In that sense, the decision to seek Congressional approval for intervening in Syria is a smart one, offering a kind of put up or shut up challenge.  Whether the President Constitutionally needs Congressional buy-in is above my pay grade, but with so many Americans opposed to intervention, the course makes sense.   It also poses significant risks for him if the Congress follows the lead of their colleagues in the UK.  

If we as a country are truly devoted to democracy give it more than lip-service, our record in the Middle East is not a proud one.  Since World War II, we have opportunistically supported a series of despots across the region.  And don't distance yourself from that two-faced position.  Much of it was done to preserve our access to oil, and at a cheap price.  Year after year, even when we had become more "enlightened" about the short term and environmental cost we, the citizens, put larger and larger vehicles in our garages.  My New York City co-op garage was filled with huge SUVs, hardly required for city driving.  We supported monarchs in the Arabian Peninsula and still do.  We did this same with Mubarak in Egypt and, when he was battling with our nemesis Iran, Saddam Hussein in Iraq.  Our often-uncritical support of Israel made us overlook the dictatorial rule of those countries that were willing to make peace — again Egypt and Jordan.
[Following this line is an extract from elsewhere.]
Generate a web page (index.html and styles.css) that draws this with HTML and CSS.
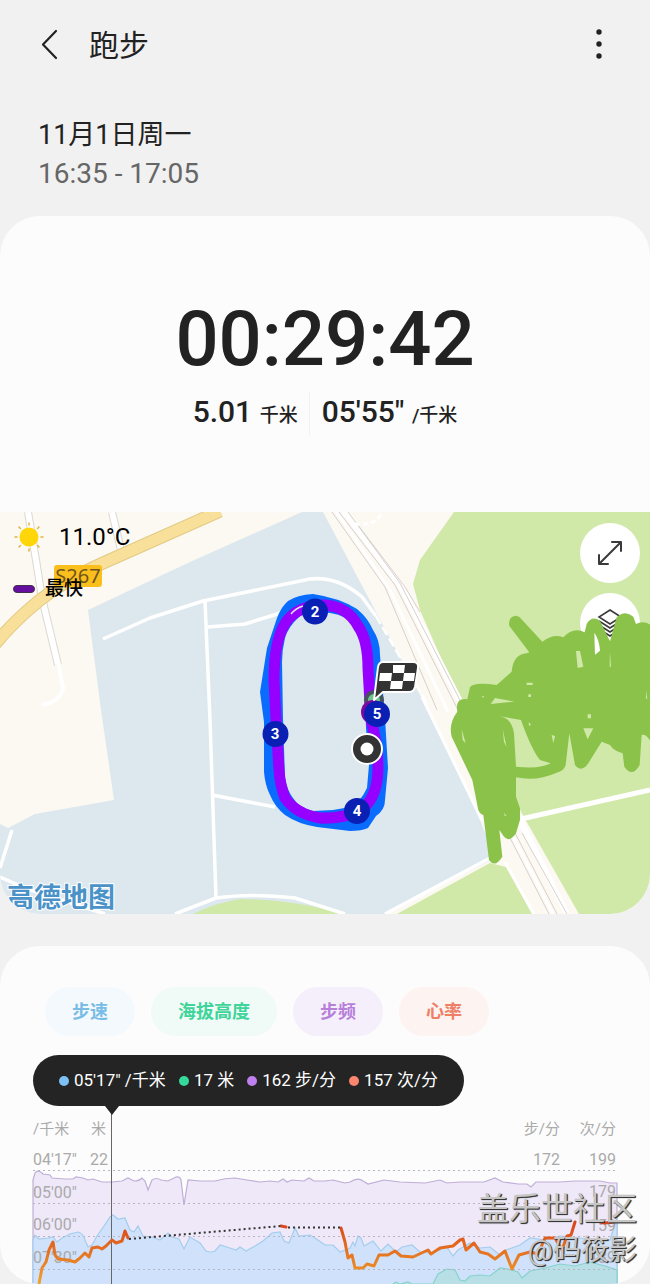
FILE: index.html
```html
<!DOCTYPE html>
<html lang="zh-CN">

<head>
	<meta charset="UTF-8">
	<meta name="viewport" content="width=device-width, initial-scale=1.0">
	<title>跑步</title>
	<link rel="stylesheet" href="styles.css">
</head>

<body>
	<header class="topbar">
		<button class="icon-btn" type="button" aria-label="返回">
			<svg width="20" height="40" viewBox="0 0 20 40"><path d="M18 7 5 20.500 18 34" fill="none" stroke="#222" stroke-width="2.200" stroke-linecap="round" stroke-linejoin="round"/></svg>
		</button>
		<h1>跑步</h1>
		<button class="icon-btn more" type="button" aria-label="更多">
			<svg width="20" height="40" viewBox="0 0 20 40" fill="#222"><circle cx="10" cy="8" r="2.700"/><circle cx="10" cy="20" r="2.700"/><circle cx="10" cy="32" r="2.700"/></svg>
		</button>
	</header>

	<section class="date">
		<h2>11月1日周一</h2>
		<p>16:35 - 17:05</p>
	</section>

	<main>
		<section class="card">
			<div class="summary">
				<time class="timer">00:29:42</time>
				<div class="stats">
					<span class="stat">5.01 <small>千米</small></span>
					<span class="stat">05'55" <small>/千米</small></span>
				</div>
			</div>

			<div class="map">
				<svg class="map-base" viewBox="0 512 650 402">
					<rect y="512" width="650" height="402" fill="#fcf8f2"/>
					<!-- 区域 -->
					<path fill="#dce8ee" d="M302 512H323L428 710 480 820 495 858 385 914H0V824L8 828 35 814 114 800 101 710 88 610 190 562Z"/>
					<path fill="#d0e8a8" d="M454 512 420 560 413 584 420 610 457 695 520 810 579 914H650V512Z"/>
					<path fill="#d0e8a8" d="M397 914 490 863 506 867 532 914ZM193 914Q215 903 240 899 290 899 345 914Z"/>
					<!-- 道路 -->
					<g fill="none" stroke-linejoin="round">
						<path stroke="#ddd8d2" stroke-width="8" d="M28 512 36 560 42 598 58 665M112 512 121 550"/>
						<path stroke="#fff" stroke-width="6" d="M28 512 36 560 42 598 58 665M112 512 121 550"/>
						<path stroke="#fff" stroke-width="4" d="M58 662 63 688Q60 702 42 705"/>
						<path stroke="#e2ca83" stroke-width="13" d="M-5 644Q15 620 40 600 65 580 103 563L220 511"/>
						<path stroke="#f8e09b" stroke-width="11" d="M-5 644Q15 620 40 600 65 580 103 563L220 511"/>
						<path stroke="#fff" stroke-width="3.500" d="M103 639 150 618 203 601 310 579Q338 576 362 597L376 616M205 601 210 720 216 898M208 627 245 624 290 610M212 795 275 807M175 914 216 898Q250 893 295 898L345 914M12 830 0 868M0 877 25 888 105 914M385 914 492 857"/>
						<path stroke="#fff" stroke-width="2.500" stroke-dasharray="9 4" d="M376 616 428 705"/>
						<path stroke="#fff" stroke-width="3" d="M422 697 482 820"/>
						<path stroke="#fff" stroke-width="5" d="M521 819 650 790"/>
						<path stroke="#fff" stroke-width="3" d="M505 862 534 914"/>
						<path stroke="#fff" stroke-width="6" d="M343 510 402 588 462 705 520 820 567 914"/>
						<path stroke="#fff" stroke-width="3" d="M335 510 390 590 448 712M553 914 508 827"/>
						<path stroke="#d8d0cc" stroke-width="1" d="M332 512 385 587 437 710M339 512 395 585 458 710M348 512 400 583 466 712M358 525 405 587 420 612M506 830 549 914M512 827 557 914M522 833 567 914"/>
						<path stroke="#fff" stroke-width="3" stroke-dasharray="5 3" d="M355 524Q375 526 381 514"/>
					</g>
					<g>
						<rect x="54" y="565" width="48" height="22" rx="3" fill="#fbbf1d"/>
						<text class="road-no" x="78" y="583">S267</text>
					</g>
					<text class="map-logo" x="7" y="907">高德地图</text>
					<!-- 轨迹 -->
					<path fill="#0a6cff" fill-rule="evenodd" d="M313 594Q297 595 288 601 281 607 277 618L267 648 260 692 264 722V772Q265 785 270 795 275 807 285 815 298 824 317 827L350 831Q362 831 368 828L376 816Q385 810 385 800L388 768 385 718 380 655Q380 640 373 630 368 618 357 609 340 598 313 594ZM330 613Q310 611 300 616 288 627 285 638 282 650 282 662L283 718 285 778Q287 790 293 798 299 808 313 811L333 810 350 807Q360 803 367 788L369 765 366 728 364 658Q362 638 357 628 347 615 330 613Z"/>
					<path fill="none" stroke="#9500ff" stroke-width="11" d="M325 605Q348 607 358 626 368 640 368 668L371 720Q378 745 378 768 378 800 358 812 340 819 320 818 296 814 285 798 280 785 279 770L276 720 274 680Q274 640 286 622 298 605 325 605Z"/>
					<path fill="none" stroke="#dce8ee" stroke-width="1.500" d="M291 614Q296 608 303 606"/>
					<g>
						<circle cx="374" cy="700" r="8" fill="#6fc48f" stroke="#46525e" stroke-width="4"/>
						<circle cx="373" cy="712" r="12" fill="#7c0aa0"/>
						<g fill="#0a1fb4">
							<circle cx="315" cy="611.500" r="13"/>
							<circle cx="275.500" cy="734" r="13"/>
							<circle cx="357" cy="811" r="13"/>
							<circle cx="377" cy="714" r="13"/>
						</g>
						<g class="lap">
							<text x="315" y="617">2</text>
							<text x="275" y="739">3</text>
							<text x="357" y="816">4</text>
							<text x="377" y="719">5</text>
						</g>
						<circle cx="367" cy="749" r="15" fill="#333" stroke="#fff" stroke-width="2"/>
						<circle cx="367" cy="749" r="6.500" fill="#fff"/>
						<path fill="#333" stroke="#fff" stroke-width="2" stroke-linejoin="round" d="M383 662H413Q419 662 418 668L415 687Q414 692 409 692H383L374 700 378 667Q379 662 383 662Z"/>
						<path fill="#fff" d="M393 665H405L404 673H393ZM380 673H392L391 681H379ZM404 673H415L414 681H403ZM391 681H403L402 689H390Z"/>
					</g>
				</svg>

				<div class="map-info">
					<div class="weather">
						<svg width="32" height="32" viewBox="0 0 32 32">
							<circle cx="16" cy="16" r="9.500" fill="#ffd60a"/>
							<path stroke="#e0b544" stroke-width="1.500" stroke-linecap="round" d="M16 2V4M16 28V30M2 16H4M28 16H30M6 6 7.500 7.500M24.500 24.500 26 26M6 26 7.500 24.500M24.500 7.500 26 6"/>
						</svg>
						<span>11.0°C</span>
					</div>
					<div class="legend"><i></i><span>最快</span></div>
				</div>

				<div class="map-tools">
					<button type="button" aria-label="全屏">
						<svg width="28" height="28" viewBox="0 0 28 28" fill="none" stroke="#3a3a3a" stroke-width="2" stroke-linecap="round" stroke-linejoin="round"><path d="M4 24 24 4M16 3H25V12M3 16V25H12"/></svg>
					</button>
					<button type="button" aria-label="图层">
						<svg width="28" height="28" viewBox="0 0 28 28" fill="none" stroke="#3a3a3a" stroke-width="1.600"><path d="M14 1 25 8 14 15 3 8ZM3 12 14 19 25 12M3 16 14 23 25 16M3 20 14 27 25 20"/></svg>
					</button>
				</div>

				<!-- 涂抹 -->
				<svg class="map-scribble" viewBox="0 512 650 402">
					<g transform="translate(440 600) scale(.3333)">
						<path fill="#8bc34a" d="M208 78Q203 50 228 47 240 49 246 59L307 125Q340 100 370 112 400 80 434 97L440 72Q455 45 480 62L510 124 530 52Q555 28 580 50L588 72Q610 60 632 75V425Q618 400 605 405L599 495Q577 535 553 500L548 460Q520 452 510 435L485 425 445 490Q425 520 405 495L388 400 377 495Q372 513 350 518 290 545 228 532V590L240 625V660L228 700Q205 735 185 700L178 690 187 770Q165 805 147 780L130 645Q115 640 113 620L97 540 35 410Q25 370 52 335 45 292 82 298L90 262Q100 245 170 255L215 215Q220 162 260 160L268 157Z"/>
						<path fill="#d0e8a8" d="M175 348 243 360Q275 450 300 480L332 490Q300 508 228 500L222 400Q215 352 175 348ZM165 294 223 305 152 312ZM408 153H420L430 200 413 204ZM430 385H460L443 418ZM335 405 345 408 340 430ZM65 388 77 430 68 420ZM188 388 200 442 192 425ZM260 248H278V255H260ZM265 283H273V291H265ZM443 343H453V355H443ZM510 155 513 200 509 200ZM618 270 622 298 618 295ZM266 366 273 374 267 378ZM126 288 132 288 129 294ZM193 638 199 648 194 648Z"/>
						<path fill="#fff" d="M463 98Q478 120 480 152L465 164Z"/>
					</g>
				</svg>
			</div>
		</section>

		<section class="card chart-card">
			<div class="chips">
				<button class="chip chip-pace" type="button">步速</button>
				<button class="chip chip-alt" type="button">海拔高度</button>
				<button class="chip chip-cadence" type="button">步频</button>
				<button class="chip chip-heart" type="button">心率</button>
			</div>

			<div class="tip">
				<span class="pace">05'17" /千米</span>
				<span class="alt">17 米</span>
				<span class="cadence">162 步/分</span>
				<span class="heart">157 次/分</span>
			</div>

			<svg class="chart" viewBox="0 1106 650 178">
				<path class="line" fill="#efe8f9" stroke="#bfaed6" d="M33 1284V1180L35 1173Q38 1169 43 1174L50 1175 52 1178 65 1179H73L76 1177 83 1178 88 1180 93 1179 102 1182H112L122 1181 128 1178 134 1181Q139 1181 142 1178L145 1181 148 1190 152 1180Q156 1177 161 1180L168 1181 176 1177Q180 1176 181 1180L184 1205 188 1180 200 1181H215Q225 1178 235 1178L247 1180 260 1182 270 1181 278 1182 283 1179 287 1182 292 1180 304 1181 309 1178 314 1181 325 1181 333 1180 345 1183 350 1182Q358 1177 363 1181L368 1184 384 1180 400 1182 425 1183 440 1180 447 1183 460 1182 484 1182 495 1178 503 1182 518 1184H527L531 1187 536 1182 560 1182 575 1181H600L610 1183H617V1284"/>
				<path class="line" fill="#cfe1fb" stroke="#a3cdec" d="M33 1284V1240L35 1235 39 1239 48 1238 53 1237 57 1242 62 1238 70 1234 78 1232Q83 1233 85 1240L88 1247 92 1245 97 1236 104 1226 110 1217 113 1215 118 1219 125 1218 130 1230 134 1232 138 1226 143 1236 152 1237 160 1240 168 1233 172 1237 179 1239 184 1249 190 1237 200 1243 206 1251Q211 1253 215 1251L220 1245 230 1248 236 1250 240 1247 246 1251 255 1246 263 1241 272 1233 280 1232 284 1241 289 1243 295 1228 299 1236 310 1235 318 1240 325 1245 333 1245 340 1252 350 1248 353 1242 355 1246 358 1236 361 1238 364 1246 373 1241 381 1251 388 1244 396 1252 402 1247 412 1245 420 1252 430 1253 440 1250 446 1246 453 1256 458 1250 470 1243 480 1248 490 1247 500 1255 506 1250 520 1245 530 1238 545 1240 560 1236 580 1238 600 1242 610 1240 617 1218V1284"/>
				<path class="line" fill="#b9dfe6" stroke="#86d3cc" d="M393 1284 396 1282 400 1284 408 1282 412 1284H433L438 1274 447 1269 455 1270 460 1280 465 1281 470 1276 480 1275 490 1276 500 1268 508 1269 518 1272 522 1278 530 1271 545 1268 560 1264 575 1266 590 1262 605 1266 617 1270V1284"/>
				<g class="grid">
					<path d="M33 1170.500H617M33 1203.500H617M33 1236.500H617M33 1269.500H617"/>
				</g>
				<g class="axis">
					<g class="units">
						<text x="33" y="1134">/千米</text>
						<text x="91" y="1134">米</text>
						<text class="end" x="560" y="1134">步/分</text>
						<text class="end" x="616" y="1134">次/分</text>
					</g>
					<text x="33" y="1165">04'17"</text>
					<text class="end" x="108" y="1165">22</text>
					<text class="end" x="560" y="1165">172</text>
					<text class="end" x="616" y="1165">199</text>
					<text x="33" y="1198">05'00"</text>
					<text class="end" x="616" y="1197">179</text>
					<text x="33" y="1230">06'00"</text>
					<text class="end" x="616" y="1231">159</text>
					<text x="33" y="1263">07'30"</text>
					<text class="end" x="616" y="1263">139</text>
				</g>
				<path stroke="#666" d="M111.500 1106V1284"/>
				<linearGradient id="hr" gradientUnits="userSpaceOnUse" x1="0" y1="1222" x2="0" y2="1284">
					<stop offset="0" stop-color="#d9431c"/>
					<stop offset=".35" stop-color="#e2661f"/>
					<stop offset="1" stop-color="#f0a32c"/>
				</linearGradient>
				<path class="heart-line" d="M39 1284 42 1268 46 1262 49 1250 53 1242 55 1255 58 1259 68 1260 75 1262 80 1258 85 1253 89 1257 92 1248 98 1247 102 1249 106 1246 112 1240 116 1243 122 1241 125 1231 128 1238M281 1226 286 1227M341 1228 345 1242 348 1258 352 1255 355 1268 363 1268 367 1264 374 1266 379 1255 388 1255 395 1251 401 1256 413 1257 428 1250 431 1254 440 1248 453 1246 460 1240 463 1239 466 1250 474 1243 480 1252 488 1254 495 1259 505 1251 512 1269 519 1255 530 1252 538 1254 545 1238 555 1238 562 1250 567 1236 571 1235 575 1222M600 1222 605 1223 614 1222"/>
				<path fill="none" stroke="#333" stroke-width="2" stroke-dasharray="2 3" d="M129 1239 281 1226M288 1227.500H341"/>
			</svg>
		</section>
	</main>

	<div class="watermark">
		<p>盖乐世社区</p>
		<p class="author">@码筱影</p>
	</div>
</body>

</html>
```
FILE: styles.css
```css
* {
	box-sizing: border-box;
}

body {
	position: relative;
	margin: 0;
	background: #f1f1f1;
	color: #222;
	font-family: Roboto, "Noto Sans CJK SC", sans-serif;
}

h1,
h2,
p {
	margin: 0;
	font-weight: 400;
}

button {
	padding: 0;
	border: 0;
	font-family: inherit;
}

svg {
	display: block;
}

.topbar {
	display: flex;
	align-items: center;
	padding: 24px 41px 0 38px;
}

.topbar h1 {
	margin-left: 31px;
	padding-top: 4px;
	font-size: 30px;
	line-height: 36px;
}

.icon-btn {
	background: none;
}

.more {
	margin-left: auto;
}

.date {
	padding: 51px 38px 23px;
}

.date h2 {
	font-size: 27px;
	line-height: 40px;
}

.date p {
	color: #666;
	font-size: 28px;
	line-height: 38px;
}

.card {
	overflow: hidden;
	border-radius: 40px;
	background: #fcfcfc;
}

.summary {
	display: flex;
	flex-direction: column;
	align-items: center;
	padding: 78px 0 76px;
}

.timer {
	font-size: 76px;
	font-weight: 500;
	line-height: 90px;
}

.stats {
	display: flex;
	margin-top: 8px;
}

.stat {
	font-size: 30px;
	font-weight: 500;
	line-height: 40px;
}

.stat+.stat {
	margin-left: 11px;
	padding-left: 12px;
	border-left: 1px solid #f2f2f2;
}

.stat small {
	font-size: 19px;
}

/* 地图 */
.map {
	position: relative;
}

.map-base,
.map-scribble,
.chart {
	width: 100%;
}

.map-scribble {
	position: absolute;
	inset: 0;
	pointer-events: none;
}

.road-no {
	fill: #70561a;
	font-family: "Noto Sans", sans-serif;
	font-size: 20px;
	text-anchor: middle;
}

.map-logo {
	fill: #4a92c8;
	stroke: #fff;
	stroke-width: 2px;
	paint-order: stroke;
	font-size: 27px;
	font-weight: 700;
}

.lap {
	fill: #fff;
	font-size: 15px;
	font-weight: 700;
	text-anchor: middle;
}

.map-info {
	position: absolute;
	top: 9px;
	left: 13px;
	color: #000;
}

.weather {
	display: flex;
	align-items: center;
	gap: 14px;
	font-size: 24px;
	line-height: 32px;
}

.legend {
	display: flex;
	align-items: center;
	gap: 10px;
	margin-top: 22px;
	font-size: 19px;
	font-weight: 500;
	line-height: 28px;
}

.legend i {
	width: 22px;
	height: 8px;
	border: 1px solid #40304e;
	border-radius: 4px;
	background: #650f9f;
}

.map-tools {
	position: absolute;
	top: 11px;
	right: 10px;
	display: flex;
	flex-direction: column;
	gap: 10px;
}

.map-tools button {
	display: flex;
	align-items: center;
	justify-content: center;
	width: 60px;
	height: 60px;
	border-radius: 50%;
	background: #fff;
}

/* 图表 */
.chart-card {
	margin-top: 32px;
	padding-top: 41px;
}

.chips {
	display: flex;
	gap: 16px;
	padding-left: 45px;
}

.chip {
	padding: 0 27px;
	border-radius: 25px;
	font-size: 18px;
	font-weight: 700;
	line-height: 49px;
}

.chip-pace {
	background: #f4f9fe;
	color: #79bde6;
}

.chip-alt {
	background: #f0fbf7;
	color: #3fd49a;
}

.chip-cadence {
	background: #f4effb;
	color: #b77fd9;
}

.chip-heart {
	background: #fdf3f1;
	color: #ee8068;
}

.tip {
	position: relative;
	display: flex;
	gap: 13px;
	width: fit-content;
	margin: 19px 0 0 33px;
	padding: 0 26px;
	border-radius: 26px;
	background: #242424;
	color: #fff;
	font-size: 17px;
	line-height: 51px;
}

.tip::after {
	content: "";
	position: absolute;
	top: 100%;
	left: 72px;
	border: 7px solid transparent;
	border-top: 9px solid #242424;
	border-bottom: 0;
}

.tip span {
	display: flex;
	align-items: center;
	gap: 5px;
	white-space: pre;
}

.tip span::before {
	content: "";
	width: 10px;
	height: 10px;
	border-radius: 50%;
	background: #7cc0f5;
}

.tip .alt::before {
	background: #35d99c;
}

.tip .cadence::before {
	background: #bd80ee;
}

.tip .heart::before {
	background: #fa8670;
}

.line {
	stroke-width: 1.2px;
}

.grid {
	stroke: #b9b4c4;
	stroke-width: 1px;
	stroke-dasharray: 2 3;
}

.axis {
	fill: #aaa;
	font-size: 16px;
}

.units {
	font-size: 15px;
}

.end {
	text-anchor: end;
}

.heart-line {
	fill: none;
	stroke: url(#hr);
	stroke-width: 3px;
	stroke-linejoin: round;
	stroke-linecap: round;
}

.watermark {
	position: absolute;
	right: 13px;
	bottom: 12px;
	color: #c6c6c6;
	font-size: 32px;
	font-weight: 500;
	line-height: 42px;
	text-align: right;
	text-shadow: 1px 1px 1px #333, 1px 1px 0 #555;
}

.author {
	font-size: 28px;
	font-weight: 400;
}
```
Thus far the so-called Arab Spring has been a great disappointment.  In part that is as much a function of our own unrealistic, dare I say fairytale, expectations than anything else.  When we prematurely urged newly empowered Palestinians to vote, big surprise, a repressed people cast their ballots for Hamas.  For sure the PLO had not delivered for them and the West Bank/Gaza occupation had radicalized there thinking and often their actions.  We supposedly learned our lesson in Egypt where we held our noses and embraced the Muslim Brotherhood when they prevailed at the polls.  The problem/reality that we ignored was that few, if any, of the countries in the region had a cohesive unified population.  That Christians, Jews and Muslims more or less work together in the USA, does not mean that Sunnis and Shias will so engage in places where tribalism, old hatreds and rivalries, are deeply embedded.

Yes Assad likely used chemical weapons against "his own people" just as Saddam had done in Iraq.  There is no way to excuse such a despicable action and every reason to condemn it.  At the same time, even if what's going on in Syria started as a peaceful anti-government demonstration, it is now (and has been for some time) a civil war.  As it happens, there are very bad players on both sides.  But the nature of the players is not really the issue.  It is that this is a civil war, one in which Obama rightly has been more than reluctant to intervene.  Does the use of chemical weapons change that and, even if so, is it likely that intervention will work?

I don't think so.  Remember, Bill Clinton bombed Iraq and even imposed a no-fly zone (the kind John McCain wants for Syria) to no avail.  That action ultimately led to the invasion of Iraq, which both Bill and Hilary Clinton supported.  What a disaster!  Now the same neocons led this time by McCain and his echo chamber Lindsey Graham, are clamoring for action in Syria.  They don't simply want us to stop the use of chemical weapons but the turn the tide of the war.  It will be interesting to see what Congress will do.  I for one think intervening in Syria is a mistake, a Pandora's box of the first order.  We may have the means to deliver very precise payloads, but that doesn't mean it is right or that there won't be predictable consequences.  Remember I said "predictable".  Characterizing them as "unintended" is a fiction, one that we should not buy.  I generally support the President, but in this instance I think he is very wrong.